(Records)
+ + + +
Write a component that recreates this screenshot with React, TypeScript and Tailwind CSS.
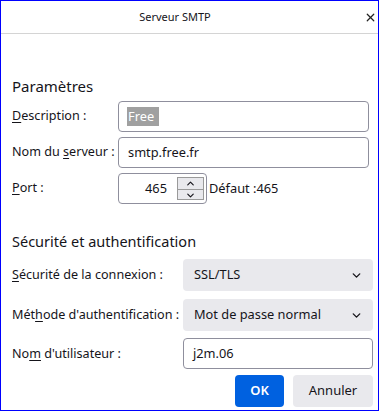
import { ChevronDown, ChevronUp, X } from 'lucide-react';

function Label({ pre, key_, post }: { pre: string; key_: string; post: string }) {
  return (
    <span className="text-[12.6px] whitespace-nowrap text-[#15141a]">
      {pre}
      <span className="underline underline-offset-2">{key_}</span>
      {post}
    </span>
  );
}

function SelectBox({ value }: { value: string }) {
  return (
    <div className="flex h-[32px] items-center justify-between rounded-[4px] bg-[#e9e9ed] pr-[10px] pl-[11px] text-[12.8px] text-[#15141a]">
      <span>{value}</span>
      <ChevronDown size={13} strokeWidth={2.5} />
    </div>
  );
}

export default function App() {
  return (
    <div
      className="flex h-[411px] w-[379px] flex-col border border-[#0000ff] bg-white text-[#15141a]"
      style={{ fontFamily: '"Noto Sans", "Open Sans", sans-serif' }}
    >
      {/* Title bar */}
      <div className="relative flex h-[33px] shrink-0 items-center justify-center border-b border-[#d4d4d4] pr-[29px]">
        <span className="text-[11px]">Serveur SMTP</span>
        <X size={13} strokeWidth={2.2} className="absolute top-[10px] right-[1px] text-[#222]" />
      </div>

      <div className="flex flex-col pr-[9px] pl-[11px]">
        {/* Paramètres */}
        <h2 className="mt-[41px] mb-[4px] text-[15px] leading-[22px]">Paramètres</h2>

        <div className="grid grid-cols-[106px_1fr] items-center gap-y-[5px]">
          <Label pre="" key_="D" post="escription :" />
          <div className="flex h-[31px] items-center rounded-[4px] border border-[#8f8f9d] pl-[8px] text-[12.8px]">
            <span className="bg-[#a0a0a0] px-px pr-[5px] text-white">Free</span>
          </div>

          <Label pre="Nom du " key_="s" post="erveur :" />
          <div className="flex h-[31px] items-center rounded-[4px] border border-[#8f8f9d] pl-[9px] text-[12.8px]">
            smtp.free.fr
          </div>

          <Label pre="" key_="P" post="ort :" />
          <div className="flex items-center">
            <div className="flex h-[31px] w-[89px] items-center rounded-[4px] border border-[#8f8f9d] pr-[2px] text-[12.8px]">
              <span className="flex-1 pr-[10px] text-right">465</span>
              <div className="flex h-[23px] w-[27px] flex-col border border-[#9a9a9a] bg-[#e9e9ed]">
                <div className="flex flex-1 items-center justify-center border-b border-[#9a9a9a]">
                  <ChevronUp size={11} strokeWidth={2.5} />
                </div>
                <div className="flex flex-1 items-center justify-center">
                  <ChevronDown size={11} strokeWidth={2.5} />
                </div>
              </div>
            </div>
            <span className="ml-[2px] text-[12.8px]">Défaut :465</span>
          </div>
        </div>

        {/* Sécurité et authentification */}
        <h2 className="mt-[26px] mb-[7px] text-[14.5px] leading-[22px]">Sécurité et authentification</h2>

        <div className="mr-[-4px] grid grid-cols-[171px_1fr] items-center gap-y-[8px]">
          <Label pre="" key_="S" post="écurité de la connexion :" />
          <SelectBox value="SSL/TLS" />

          <Label pre="Mét" key_="h" post="ode d'authentification :" />
          <SelectBox value="Mot de passe normal" />

          <Label pre="No" key_="m" post=" d'utilisateur :" />
          <div className="-mt-[1px] flex h-[31px] items-center rounded-[4px] border border-[#8f8f9d] pl-[9px] text-[12.8px]">
            j2m.06
          </div>
        </div>

        {/* Buttons */}
        <div className="mt-[6px] mr-[-4px] flex justify-end gap-[9px]">
          <button className="h-[32px] w-[49px] rounded-[4px] bg-[#0061e0] text-[13px] font-semibold text-white">
            OK
          </button>
          <button className="h-[32px] w-[80px] rounded-[4px] bg-[#e9e9ed] text-[13px] text-[#15141a]">
            Annuler
          </button>
        </div>
      </div>
    </div>
  );
}
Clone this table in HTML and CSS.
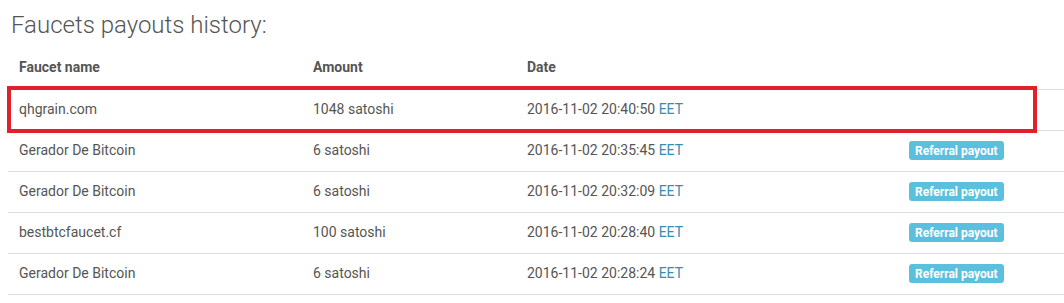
+ + + +
PROBLEM TO SOLVE: Among the entries above, how many lines hold the string "this"? Respond with nothing but the number.

COMPLETED EXERCISE: 2